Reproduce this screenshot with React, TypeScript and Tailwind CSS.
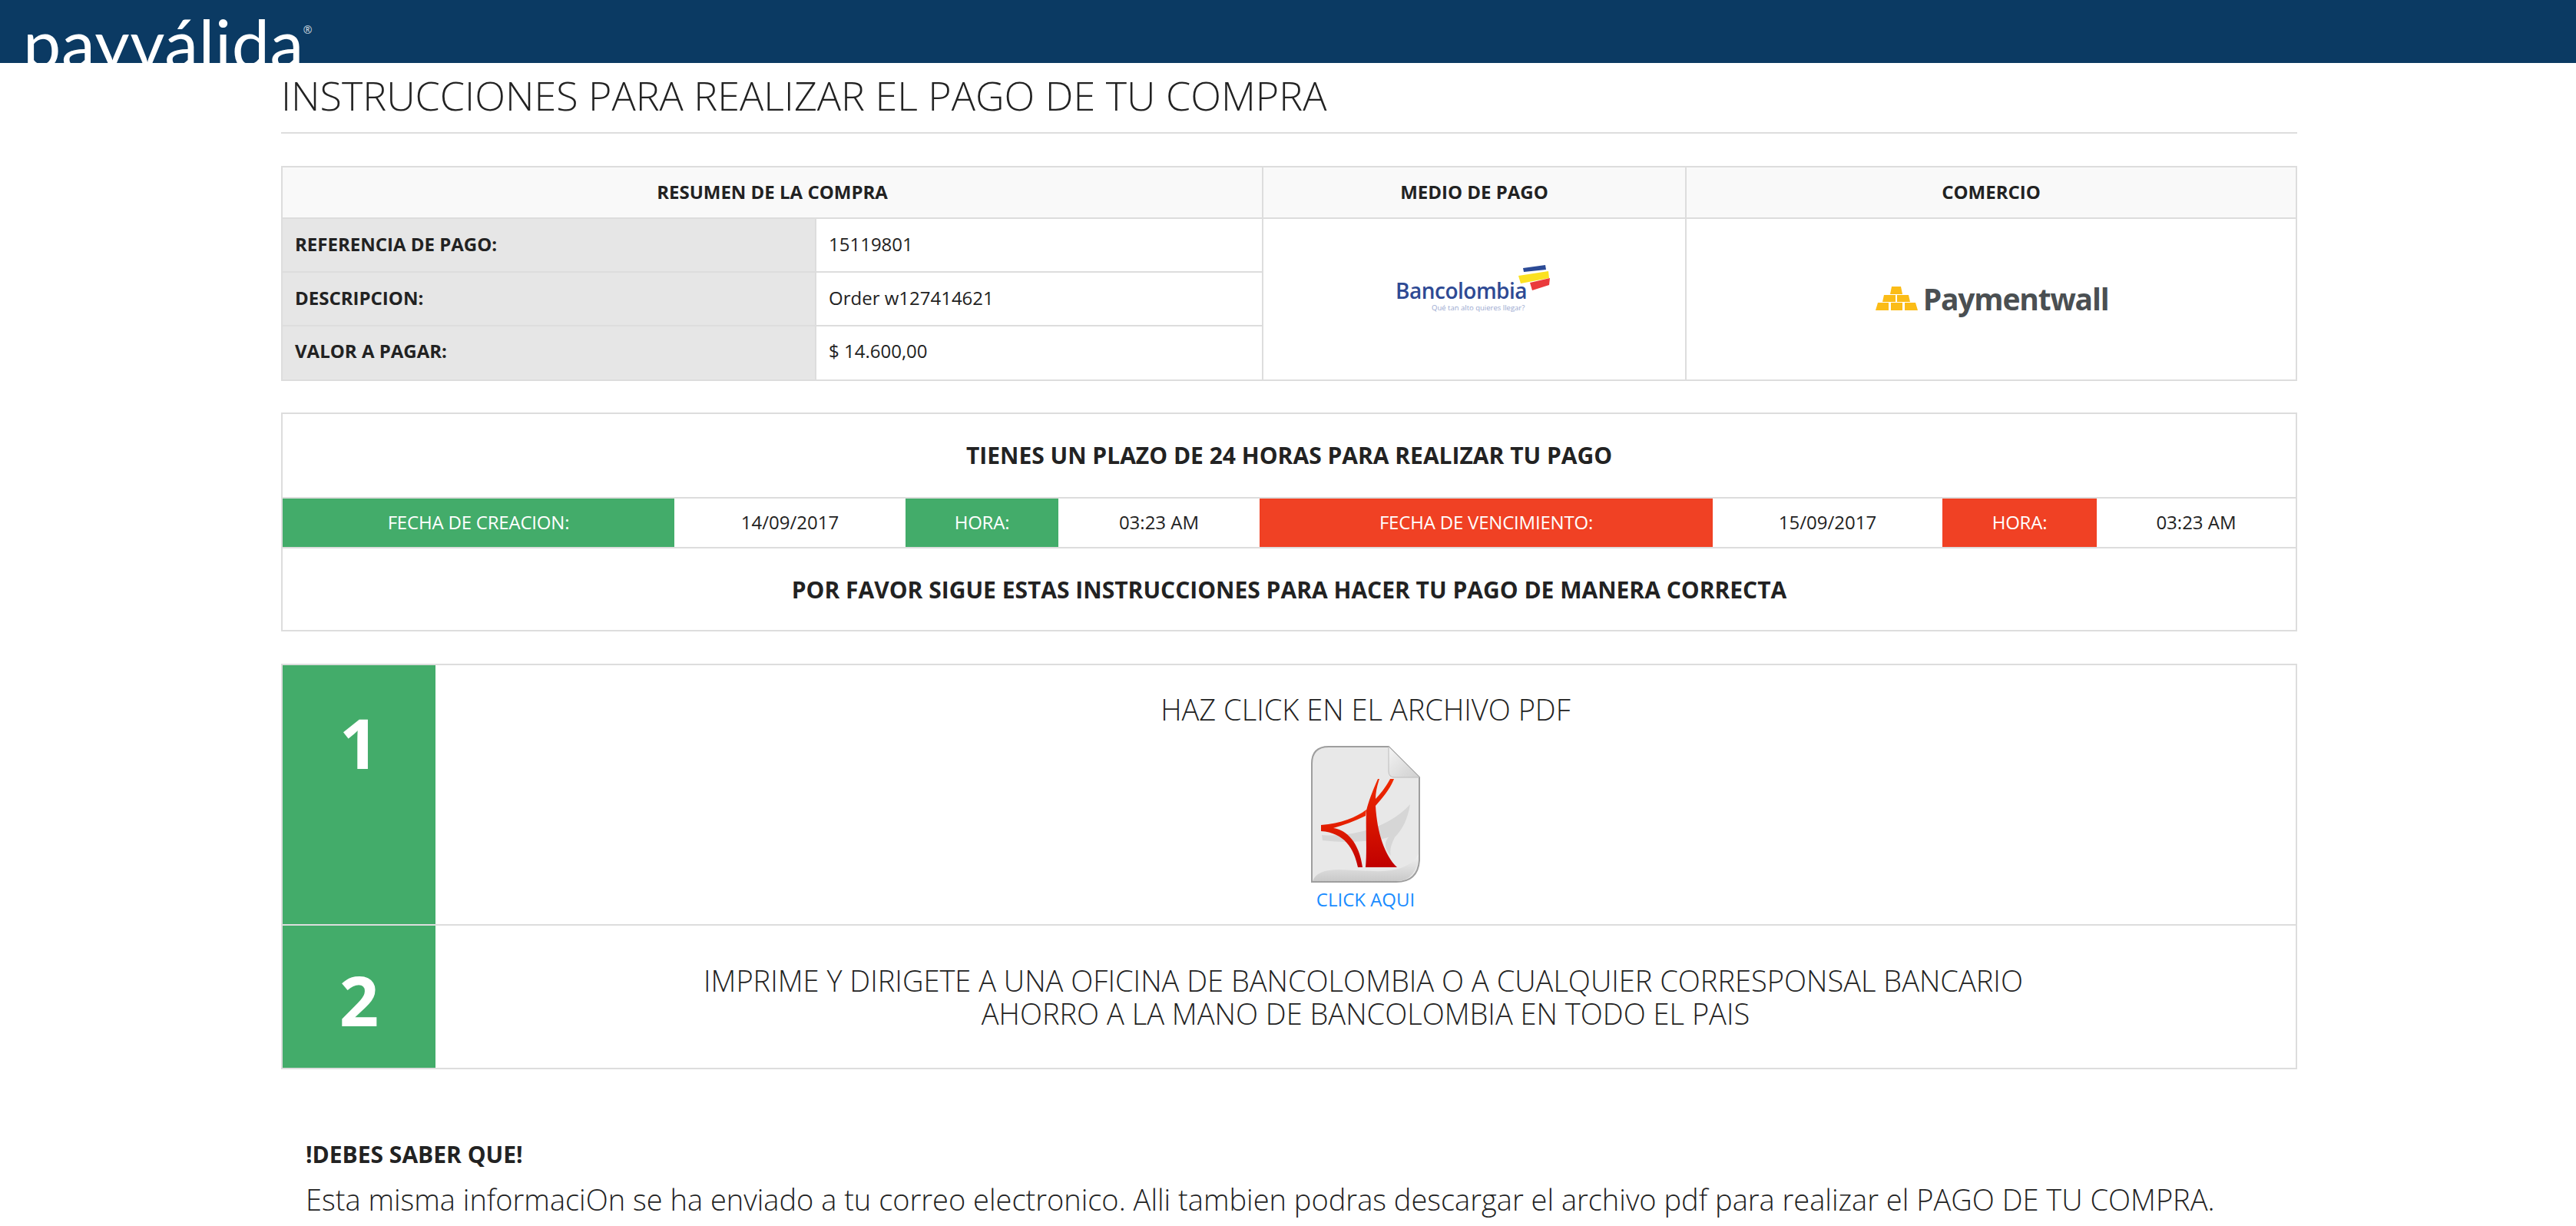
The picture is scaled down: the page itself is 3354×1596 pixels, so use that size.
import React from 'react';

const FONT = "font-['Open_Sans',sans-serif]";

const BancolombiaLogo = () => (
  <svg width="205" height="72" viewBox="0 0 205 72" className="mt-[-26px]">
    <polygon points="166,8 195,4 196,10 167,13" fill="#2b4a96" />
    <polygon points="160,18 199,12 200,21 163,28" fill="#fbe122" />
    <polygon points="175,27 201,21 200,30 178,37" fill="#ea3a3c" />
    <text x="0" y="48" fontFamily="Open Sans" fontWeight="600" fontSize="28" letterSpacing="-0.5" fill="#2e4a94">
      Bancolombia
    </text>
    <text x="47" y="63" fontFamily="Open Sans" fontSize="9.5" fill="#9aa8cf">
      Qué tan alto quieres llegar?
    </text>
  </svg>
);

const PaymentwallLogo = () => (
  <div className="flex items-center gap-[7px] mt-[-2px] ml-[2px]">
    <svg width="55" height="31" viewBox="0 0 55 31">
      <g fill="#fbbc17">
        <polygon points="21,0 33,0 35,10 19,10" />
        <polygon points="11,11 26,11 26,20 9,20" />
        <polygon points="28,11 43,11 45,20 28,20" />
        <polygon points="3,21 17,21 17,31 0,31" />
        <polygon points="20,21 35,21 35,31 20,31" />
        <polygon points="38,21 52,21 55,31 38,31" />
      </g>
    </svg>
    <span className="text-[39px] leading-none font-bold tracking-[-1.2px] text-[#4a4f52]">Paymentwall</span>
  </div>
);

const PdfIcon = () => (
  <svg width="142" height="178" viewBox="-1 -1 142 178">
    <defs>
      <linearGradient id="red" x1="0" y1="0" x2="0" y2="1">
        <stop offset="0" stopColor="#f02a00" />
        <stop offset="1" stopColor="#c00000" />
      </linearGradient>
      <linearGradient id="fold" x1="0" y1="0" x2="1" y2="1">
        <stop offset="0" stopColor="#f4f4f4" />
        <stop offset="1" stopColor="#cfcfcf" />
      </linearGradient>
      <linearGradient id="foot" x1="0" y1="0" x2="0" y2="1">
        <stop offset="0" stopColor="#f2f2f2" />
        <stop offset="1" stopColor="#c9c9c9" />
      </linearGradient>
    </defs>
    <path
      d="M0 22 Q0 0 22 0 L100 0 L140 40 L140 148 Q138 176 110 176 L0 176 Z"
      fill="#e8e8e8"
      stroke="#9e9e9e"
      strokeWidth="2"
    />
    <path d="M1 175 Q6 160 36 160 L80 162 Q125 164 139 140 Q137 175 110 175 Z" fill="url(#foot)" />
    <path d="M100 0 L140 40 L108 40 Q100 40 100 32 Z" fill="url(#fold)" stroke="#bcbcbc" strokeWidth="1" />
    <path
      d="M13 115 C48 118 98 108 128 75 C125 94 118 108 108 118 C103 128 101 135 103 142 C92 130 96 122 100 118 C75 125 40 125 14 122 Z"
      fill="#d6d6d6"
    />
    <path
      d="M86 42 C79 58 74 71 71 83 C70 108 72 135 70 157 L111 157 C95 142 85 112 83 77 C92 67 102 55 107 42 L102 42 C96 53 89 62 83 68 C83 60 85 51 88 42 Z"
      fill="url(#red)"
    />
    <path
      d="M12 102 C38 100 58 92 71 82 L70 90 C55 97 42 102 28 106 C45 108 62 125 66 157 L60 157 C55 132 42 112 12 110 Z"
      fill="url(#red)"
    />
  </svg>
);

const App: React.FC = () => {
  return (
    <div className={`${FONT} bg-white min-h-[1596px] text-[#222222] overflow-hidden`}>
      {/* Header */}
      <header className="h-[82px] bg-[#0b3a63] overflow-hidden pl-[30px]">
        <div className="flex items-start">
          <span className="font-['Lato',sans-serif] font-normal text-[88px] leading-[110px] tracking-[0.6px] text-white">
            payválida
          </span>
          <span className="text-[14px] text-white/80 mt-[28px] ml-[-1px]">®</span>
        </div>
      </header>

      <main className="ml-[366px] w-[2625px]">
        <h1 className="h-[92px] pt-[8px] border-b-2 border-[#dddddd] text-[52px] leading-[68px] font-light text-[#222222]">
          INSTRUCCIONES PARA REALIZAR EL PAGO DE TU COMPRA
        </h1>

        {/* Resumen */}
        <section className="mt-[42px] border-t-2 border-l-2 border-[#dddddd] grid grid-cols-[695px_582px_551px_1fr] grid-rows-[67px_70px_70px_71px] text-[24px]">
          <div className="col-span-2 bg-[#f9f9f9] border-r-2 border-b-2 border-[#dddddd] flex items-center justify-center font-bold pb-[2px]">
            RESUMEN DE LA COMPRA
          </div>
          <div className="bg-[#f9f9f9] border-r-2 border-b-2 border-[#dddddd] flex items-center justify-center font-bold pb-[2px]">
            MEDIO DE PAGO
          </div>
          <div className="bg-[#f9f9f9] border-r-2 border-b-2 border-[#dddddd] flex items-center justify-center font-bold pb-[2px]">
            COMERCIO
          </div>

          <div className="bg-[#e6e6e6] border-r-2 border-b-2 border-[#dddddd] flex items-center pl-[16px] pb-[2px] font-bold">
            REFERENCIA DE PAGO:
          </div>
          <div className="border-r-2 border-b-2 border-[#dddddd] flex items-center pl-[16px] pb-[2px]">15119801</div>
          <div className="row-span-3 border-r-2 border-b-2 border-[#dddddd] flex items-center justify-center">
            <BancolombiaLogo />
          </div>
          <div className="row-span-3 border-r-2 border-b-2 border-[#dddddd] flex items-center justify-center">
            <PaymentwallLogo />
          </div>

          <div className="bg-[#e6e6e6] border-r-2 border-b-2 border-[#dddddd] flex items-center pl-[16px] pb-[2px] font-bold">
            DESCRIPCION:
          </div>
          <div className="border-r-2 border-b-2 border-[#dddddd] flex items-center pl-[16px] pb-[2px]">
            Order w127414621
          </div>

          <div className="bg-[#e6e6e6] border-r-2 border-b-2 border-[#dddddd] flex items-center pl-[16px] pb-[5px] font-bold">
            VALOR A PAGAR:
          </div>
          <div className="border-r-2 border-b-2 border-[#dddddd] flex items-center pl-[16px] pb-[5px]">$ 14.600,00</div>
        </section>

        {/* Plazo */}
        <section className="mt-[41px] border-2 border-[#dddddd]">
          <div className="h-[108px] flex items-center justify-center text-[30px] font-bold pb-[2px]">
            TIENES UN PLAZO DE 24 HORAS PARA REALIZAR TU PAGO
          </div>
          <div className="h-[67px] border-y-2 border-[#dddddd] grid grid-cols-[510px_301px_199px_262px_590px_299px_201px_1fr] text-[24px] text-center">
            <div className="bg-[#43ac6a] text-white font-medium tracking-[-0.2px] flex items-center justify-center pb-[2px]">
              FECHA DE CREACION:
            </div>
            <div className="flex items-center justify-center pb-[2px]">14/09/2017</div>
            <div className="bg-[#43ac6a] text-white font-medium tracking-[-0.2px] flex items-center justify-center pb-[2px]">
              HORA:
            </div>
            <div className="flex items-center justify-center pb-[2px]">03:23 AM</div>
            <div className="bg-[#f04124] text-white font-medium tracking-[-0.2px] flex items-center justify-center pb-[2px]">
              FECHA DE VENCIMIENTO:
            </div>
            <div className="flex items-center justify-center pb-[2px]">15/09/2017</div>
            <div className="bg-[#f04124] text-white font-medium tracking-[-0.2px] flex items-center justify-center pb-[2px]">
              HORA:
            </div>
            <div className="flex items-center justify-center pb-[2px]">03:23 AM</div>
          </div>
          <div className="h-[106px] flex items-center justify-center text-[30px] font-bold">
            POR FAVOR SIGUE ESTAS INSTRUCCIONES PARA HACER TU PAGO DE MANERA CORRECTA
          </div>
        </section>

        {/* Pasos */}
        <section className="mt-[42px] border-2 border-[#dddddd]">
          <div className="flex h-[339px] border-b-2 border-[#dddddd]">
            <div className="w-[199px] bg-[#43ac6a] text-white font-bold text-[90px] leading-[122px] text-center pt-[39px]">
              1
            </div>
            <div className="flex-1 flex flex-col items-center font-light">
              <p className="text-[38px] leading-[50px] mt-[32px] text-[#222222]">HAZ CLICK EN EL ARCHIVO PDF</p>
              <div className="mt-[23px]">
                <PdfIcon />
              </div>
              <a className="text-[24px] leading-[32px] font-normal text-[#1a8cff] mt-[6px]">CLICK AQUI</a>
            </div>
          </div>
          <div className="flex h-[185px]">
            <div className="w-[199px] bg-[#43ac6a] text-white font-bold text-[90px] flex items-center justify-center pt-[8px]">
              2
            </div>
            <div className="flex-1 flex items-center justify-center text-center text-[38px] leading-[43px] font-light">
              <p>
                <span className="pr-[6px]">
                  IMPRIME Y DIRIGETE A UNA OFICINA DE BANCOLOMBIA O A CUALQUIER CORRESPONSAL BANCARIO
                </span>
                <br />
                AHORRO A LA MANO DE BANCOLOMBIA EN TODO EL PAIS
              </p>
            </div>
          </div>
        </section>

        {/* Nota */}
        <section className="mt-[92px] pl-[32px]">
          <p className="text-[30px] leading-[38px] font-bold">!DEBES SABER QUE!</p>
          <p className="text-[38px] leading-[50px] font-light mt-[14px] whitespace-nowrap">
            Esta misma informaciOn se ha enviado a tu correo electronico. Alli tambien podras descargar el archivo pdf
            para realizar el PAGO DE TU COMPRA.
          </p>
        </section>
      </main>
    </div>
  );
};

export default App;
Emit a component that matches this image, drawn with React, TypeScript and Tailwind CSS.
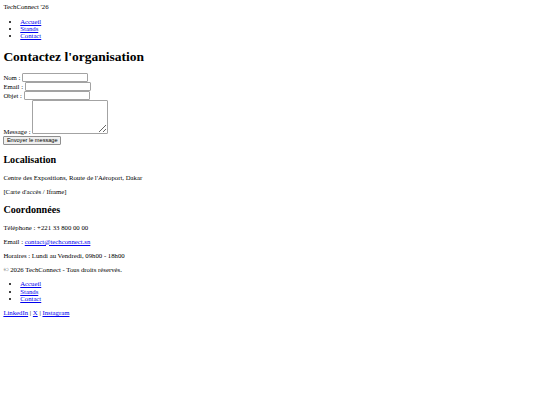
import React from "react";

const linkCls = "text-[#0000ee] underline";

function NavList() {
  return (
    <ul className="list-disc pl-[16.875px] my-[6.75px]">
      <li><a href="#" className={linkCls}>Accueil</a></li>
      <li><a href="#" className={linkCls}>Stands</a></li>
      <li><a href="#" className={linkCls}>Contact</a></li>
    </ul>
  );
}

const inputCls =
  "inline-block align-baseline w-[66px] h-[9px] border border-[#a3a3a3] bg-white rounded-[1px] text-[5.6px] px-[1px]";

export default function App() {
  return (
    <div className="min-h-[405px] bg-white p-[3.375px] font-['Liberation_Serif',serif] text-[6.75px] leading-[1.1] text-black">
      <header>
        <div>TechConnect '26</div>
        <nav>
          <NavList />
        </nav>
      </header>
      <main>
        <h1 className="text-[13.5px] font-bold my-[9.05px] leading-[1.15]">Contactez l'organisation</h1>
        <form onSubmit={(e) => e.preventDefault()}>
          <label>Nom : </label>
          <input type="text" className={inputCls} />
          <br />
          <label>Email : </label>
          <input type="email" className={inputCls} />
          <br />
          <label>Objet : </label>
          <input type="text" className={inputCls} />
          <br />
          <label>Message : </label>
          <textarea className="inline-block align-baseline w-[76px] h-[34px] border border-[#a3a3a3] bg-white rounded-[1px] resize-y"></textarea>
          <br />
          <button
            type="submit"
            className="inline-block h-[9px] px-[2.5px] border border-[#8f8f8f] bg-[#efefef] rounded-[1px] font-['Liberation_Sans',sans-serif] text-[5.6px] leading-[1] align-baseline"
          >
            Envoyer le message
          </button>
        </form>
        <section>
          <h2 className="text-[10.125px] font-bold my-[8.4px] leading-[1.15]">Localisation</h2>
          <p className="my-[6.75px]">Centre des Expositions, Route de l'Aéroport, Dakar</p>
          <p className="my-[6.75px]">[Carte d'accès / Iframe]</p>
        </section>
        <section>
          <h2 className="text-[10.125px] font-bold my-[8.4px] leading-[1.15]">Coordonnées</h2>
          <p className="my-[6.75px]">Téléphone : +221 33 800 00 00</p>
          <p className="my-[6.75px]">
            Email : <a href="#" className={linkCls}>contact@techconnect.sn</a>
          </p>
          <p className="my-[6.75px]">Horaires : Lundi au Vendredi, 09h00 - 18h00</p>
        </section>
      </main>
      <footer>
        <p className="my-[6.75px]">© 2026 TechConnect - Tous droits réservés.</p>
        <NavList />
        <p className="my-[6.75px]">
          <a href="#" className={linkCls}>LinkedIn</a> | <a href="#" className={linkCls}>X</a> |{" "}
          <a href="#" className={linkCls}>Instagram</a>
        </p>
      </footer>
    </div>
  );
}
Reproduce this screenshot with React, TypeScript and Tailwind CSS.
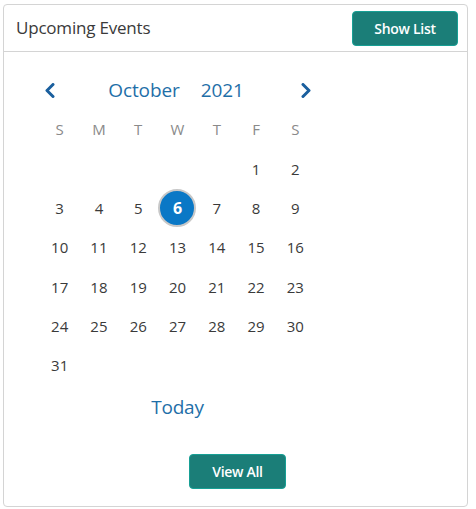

^^^^^^^^^^^^^^^^

◆ GOAL ◆
Report back each line of the entries that holds the string "React".

◆ OUTPUT OF THE TASK ◆
Reproduce this screenshot with React, TypeScript and Tailwind CSS.
import React from 'react';
const App: React.FC = () => {
Emit a component that matches this image, drawn with React, TypeScript and Tailwind CSS.
import React from "react";
Reproduce this screenshot with React, TypeScript and Tailwind CSS.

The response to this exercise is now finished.